GIVEN INSTRUCTION: Scan the records below for lines with the word "this", then state how many you find and nothing else.

SUPPLIED RECORDS:

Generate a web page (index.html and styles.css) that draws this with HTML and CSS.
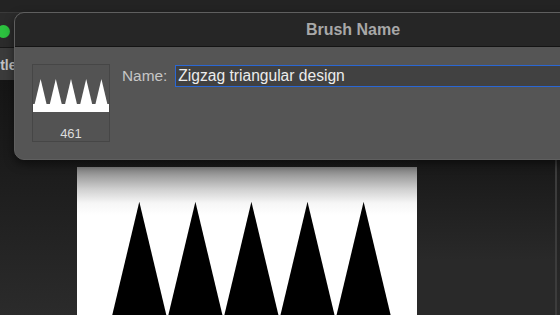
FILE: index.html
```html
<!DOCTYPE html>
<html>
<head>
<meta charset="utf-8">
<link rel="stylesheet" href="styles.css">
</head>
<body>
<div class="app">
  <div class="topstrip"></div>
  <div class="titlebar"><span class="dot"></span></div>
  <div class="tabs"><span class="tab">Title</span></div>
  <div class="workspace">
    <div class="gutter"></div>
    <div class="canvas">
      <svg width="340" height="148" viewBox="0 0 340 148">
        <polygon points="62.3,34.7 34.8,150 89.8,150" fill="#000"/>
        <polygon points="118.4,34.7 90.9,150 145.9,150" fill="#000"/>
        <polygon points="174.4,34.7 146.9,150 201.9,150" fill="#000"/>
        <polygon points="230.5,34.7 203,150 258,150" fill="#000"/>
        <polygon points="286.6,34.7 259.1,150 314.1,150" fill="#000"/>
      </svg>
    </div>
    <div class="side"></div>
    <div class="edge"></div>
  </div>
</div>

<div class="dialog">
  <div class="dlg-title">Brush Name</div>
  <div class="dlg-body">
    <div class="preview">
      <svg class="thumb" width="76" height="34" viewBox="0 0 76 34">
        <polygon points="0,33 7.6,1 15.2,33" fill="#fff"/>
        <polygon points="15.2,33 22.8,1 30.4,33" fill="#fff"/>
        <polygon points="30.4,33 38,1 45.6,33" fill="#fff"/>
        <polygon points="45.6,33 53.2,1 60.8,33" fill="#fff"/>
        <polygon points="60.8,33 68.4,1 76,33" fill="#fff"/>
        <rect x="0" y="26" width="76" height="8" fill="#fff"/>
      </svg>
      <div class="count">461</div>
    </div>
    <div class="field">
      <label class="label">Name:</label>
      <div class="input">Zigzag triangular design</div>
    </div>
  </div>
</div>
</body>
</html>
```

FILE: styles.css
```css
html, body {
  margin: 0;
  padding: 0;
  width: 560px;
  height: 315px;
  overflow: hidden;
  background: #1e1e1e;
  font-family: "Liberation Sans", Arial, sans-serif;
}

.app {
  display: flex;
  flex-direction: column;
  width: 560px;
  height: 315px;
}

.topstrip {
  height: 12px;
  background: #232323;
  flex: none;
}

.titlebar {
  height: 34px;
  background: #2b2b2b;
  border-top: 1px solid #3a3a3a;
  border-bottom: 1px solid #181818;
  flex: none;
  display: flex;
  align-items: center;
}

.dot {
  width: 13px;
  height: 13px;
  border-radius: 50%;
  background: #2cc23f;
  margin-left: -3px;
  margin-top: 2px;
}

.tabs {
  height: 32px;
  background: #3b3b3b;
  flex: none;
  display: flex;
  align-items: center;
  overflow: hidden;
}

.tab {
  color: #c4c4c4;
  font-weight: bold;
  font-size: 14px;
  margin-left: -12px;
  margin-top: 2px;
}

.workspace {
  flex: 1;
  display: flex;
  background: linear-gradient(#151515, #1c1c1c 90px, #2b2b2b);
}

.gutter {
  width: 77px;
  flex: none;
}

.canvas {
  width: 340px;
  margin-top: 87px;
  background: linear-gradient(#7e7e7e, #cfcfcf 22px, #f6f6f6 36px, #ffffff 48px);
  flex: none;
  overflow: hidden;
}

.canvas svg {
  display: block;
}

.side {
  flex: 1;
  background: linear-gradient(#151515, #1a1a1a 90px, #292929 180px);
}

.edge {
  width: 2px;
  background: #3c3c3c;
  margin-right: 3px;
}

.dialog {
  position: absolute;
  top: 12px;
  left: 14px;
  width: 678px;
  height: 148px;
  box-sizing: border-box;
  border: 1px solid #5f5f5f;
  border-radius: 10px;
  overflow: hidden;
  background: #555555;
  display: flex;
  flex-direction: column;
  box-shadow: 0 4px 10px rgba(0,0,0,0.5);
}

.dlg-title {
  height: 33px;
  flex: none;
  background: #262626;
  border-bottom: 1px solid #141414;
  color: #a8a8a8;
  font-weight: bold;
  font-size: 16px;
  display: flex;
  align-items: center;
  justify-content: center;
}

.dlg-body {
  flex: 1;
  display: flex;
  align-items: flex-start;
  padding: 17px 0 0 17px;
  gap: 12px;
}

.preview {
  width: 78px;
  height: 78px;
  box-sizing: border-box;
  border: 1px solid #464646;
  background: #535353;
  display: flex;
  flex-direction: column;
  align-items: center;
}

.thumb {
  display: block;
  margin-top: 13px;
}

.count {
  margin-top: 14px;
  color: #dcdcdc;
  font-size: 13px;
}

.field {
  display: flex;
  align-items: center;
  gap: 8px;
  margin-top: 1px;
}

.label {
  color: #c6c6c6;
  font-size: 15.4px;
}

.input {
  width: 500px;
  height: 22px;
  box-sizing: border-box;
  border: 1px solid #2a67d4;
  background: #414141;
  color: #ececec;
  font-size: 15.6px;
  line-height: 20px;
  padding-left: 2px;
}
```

...

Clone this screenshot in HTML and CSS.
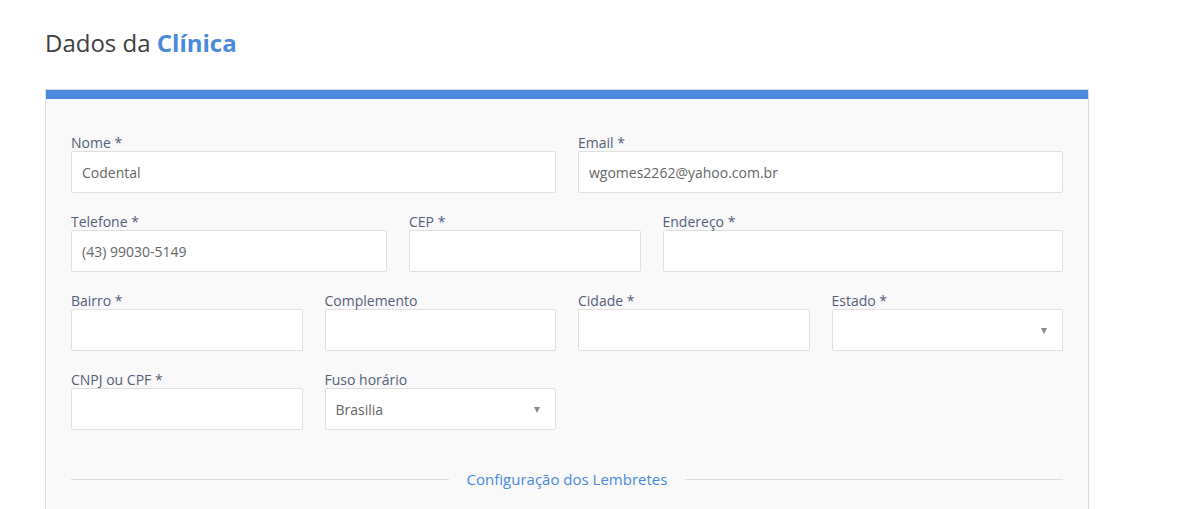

WORKED ANSWER: 2